In den vergangenen Jahren wurden umfangreiche Regelwerke auf den Weg gebracht, die europäische Netzwerkairlines und EU-Drehkreuze im internationalen Wettbewerb einseitig und empfindlich benachteiligen. Konkret sind es die Klima-, Handels- und Außenwirtschaftspolitik der EU, welche die Wirtschaftskraft der europäischen Unternehmen schwächen. Profiteure dieser politischen Schieflage sind Airlines aus dem Mittleren Osten, der Türkei und China, die sozial-, gesellschafts- und umweltpolitisch meilenweit von den EU-Standards entfernt sind und durch massive Investitionen in ihre Luftverkehrsinfrastruktur unterstützt werden.
Wir fordern die EU-Kommission und auch die kommende Bundesregierung zu einer klaren Kurskorrektur auf:
#KLIMAPOLITIK
Die Gesetze und Gesetzesvorhaben des Green Deal treffen einseitig EU-Netzwerkairlines. Sie sind klimapolitisch vielfach angreifbar, weil sie zu Carbon Leakage führen. Sie gefährden europäische Arbeitsplätze und schwächen Europas Konnektivität und damit die strategische Autonomie des Kontinents. Das gilt insbesondere für die Quotierung nachhaltiger Kraftstoffe und den EU-Emissionshandel.

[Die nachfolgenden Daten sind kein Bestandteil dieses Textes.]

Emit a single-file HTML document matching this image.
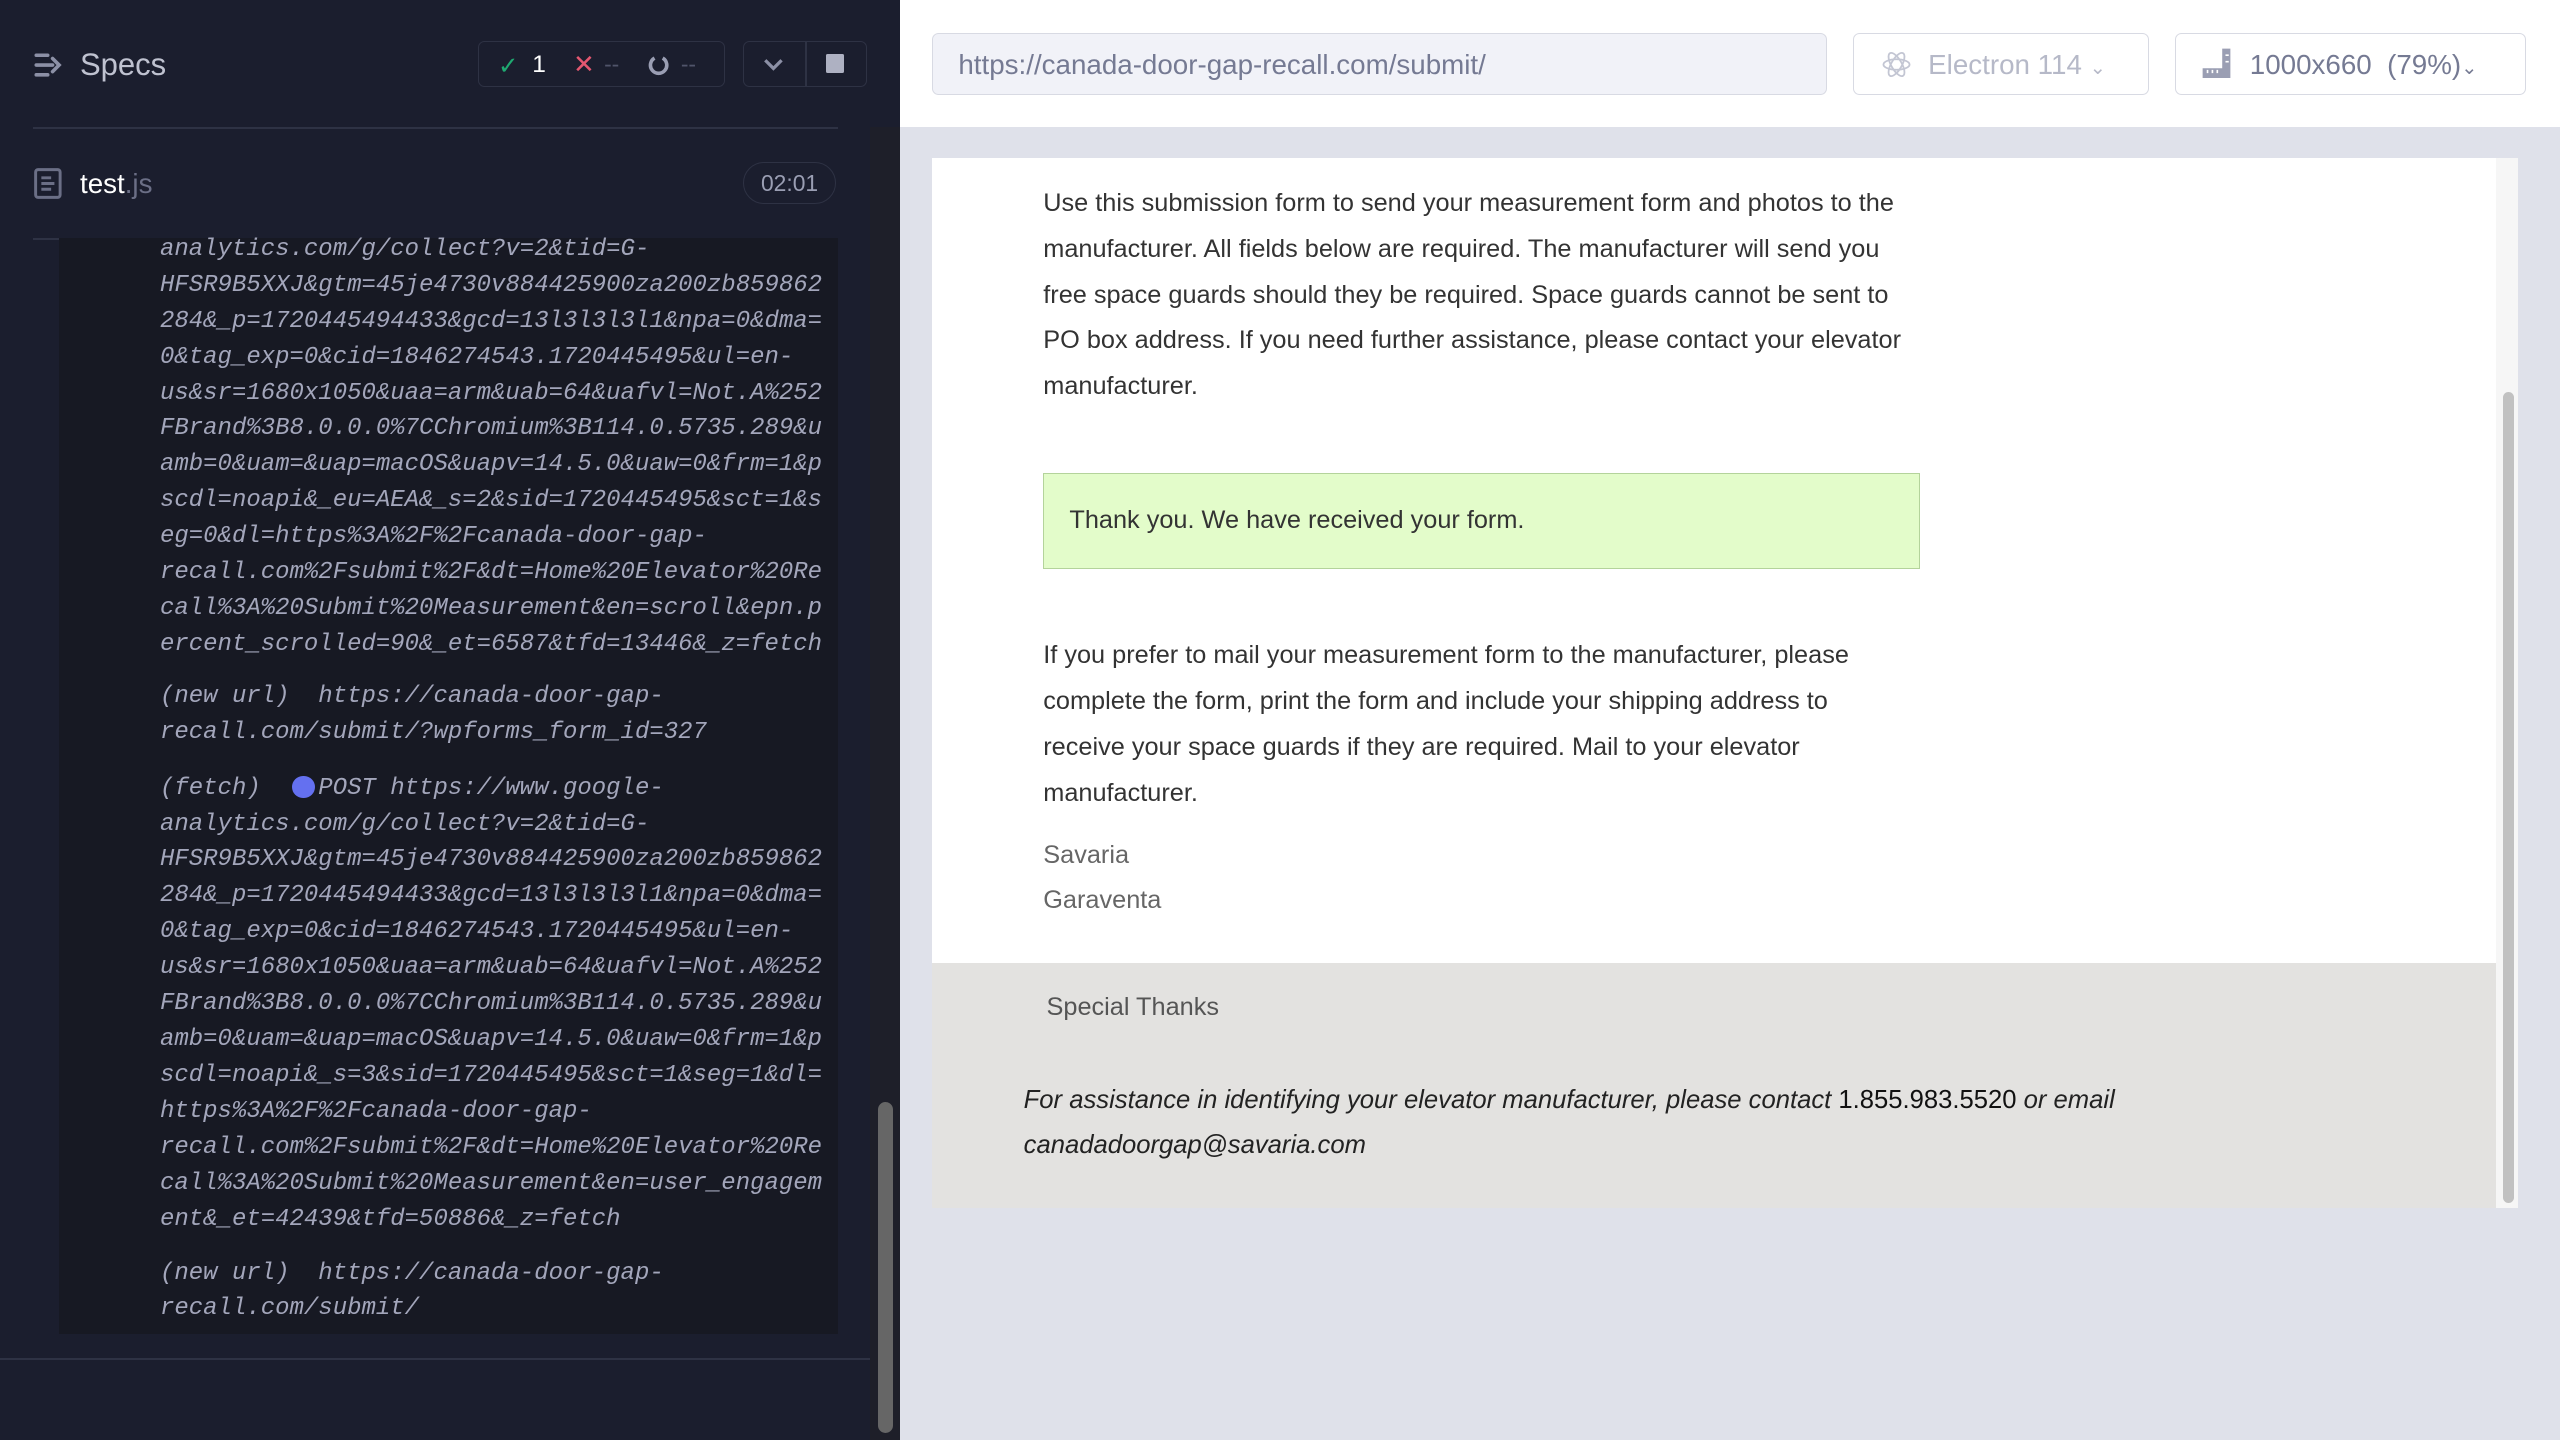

Es ist augenfällig, dass der Green Deal kein Vorbild für andere Weltregionen ist. Denn er zahlt zu wenig auf die eigenen wirtschaftspolitischen Interessen ein. Ziel muss sein, „Wettbewerbsneutralität“ zum Schlüsselkriterium in der überfälligen Überarbeitung des Maßnahmenpakets zu machen. Regelungen, die überwiegend nur EU-Unternehmen treffen, sind rasch zu überarbeiten oder bis auf Weiteres einem Moratorium zu unterwerfen.
#VERKEHRSRECHTE/KATAR
Die Wettbewerbsverzerrungen, die EU-Airlines belasten, sind vielfältig und umfangreich. Erheblich ins Gewicht fällt das Luftverkehrsabkommen der EU mit Katar. Zu den radikal ungleichen Marktverhältnissen und dem sozialpolitischen Gefälle kommt erschwerend der Umstand des Korruptionsverdachts hinzu.
Es ist längst überfällig, dass die EU-Kommission das Luftverkehrsabkommen mit Katar aussetzt. Unverständlich ist, dass diese Reaktion bislang ebenso ausbleibt wie die Hinzuziehung europäischer Staatsanwaltschaften. Die bereits bekanntgewordenen und seit Monaten unwidersprochen gebliebenen Korruptionsvorwürfe sind schwerwiegend und dürfen nicht länger übergangen werden.
#RUSSLAND
Wir unterstützen die politischen Ziele der EU und sind Teil der europaweiten Geschlossenheit gegen die Invasion Russlands in die Ukraine. Gleichwohl muss die EU auch die unternehmerischen Konsequenzen von Sanktionen in den Blick nehmen und Antworten darauf finden. Der Angriffskrieg Russlands hat dazu geführt, dass EU-Airlines den russischen Luftraum seit fast drei Jahren nicht mehr nutzen können. Das betrifft vor allem Langstrecken nach China, Japan und Südkorea. Demgegenüber fliegen zum Beispiel chinesische Airlines hochfrequent über Russland und bauen so ihre Verbindungen nach Europa einseitig aus. Hervorzuheben ist zudem, dass besonders Fluggesellschaften aus der Türkei ihre Kapazitäten nach Russland seit Kriegsbeginn signifikant erhöht haben – unter Beibehaltung einer umfassenden Bedienung der EU. Ergebnis sind weitere substanzielle Wettbewerbsverzerrungen zulasten der heimischen Airline-Industrie.
Eine wirtschaftspolitische Reaktion auf diese kriegsbedingten Marktanteilsverluste bleibt bislang aus. Wir fordern die EU-Kommission und die Mitgliedstaaten auf, ein Level-Playing-Field über finanzielle oder verkehrsrechtliche Maßnahmen herzustellen.
#BÜROKRATIE
Die regulatorischen und bürokratischen Lasten, gerade im Themenbereich ESG, sind unverhältnismäßig und für die Unternehmen kaum noch tragbar. Gesetzgebung wird ohne Rücksicht auf die administrativen Auswirkungen und Folgekosten auf den Weg gebracht. So nimmt die Bürokratie immer weiter zu. Das gilt im Besonderen für Maßnahmen des Green Deal (z.B. CSRD, Green Claims Directive, Anti-Tankering).
Wir fordern die EU-Kommission auf, den gesetzlichen Status Quo zu überprüfen, Bürokratielasten in den Unternehmen tatsächlich und spürbar abzubauen, statt die Lage weiter zu verschärfen, und von zusätzlich geplanten Initiativen bis auf Weiteres abzusehen.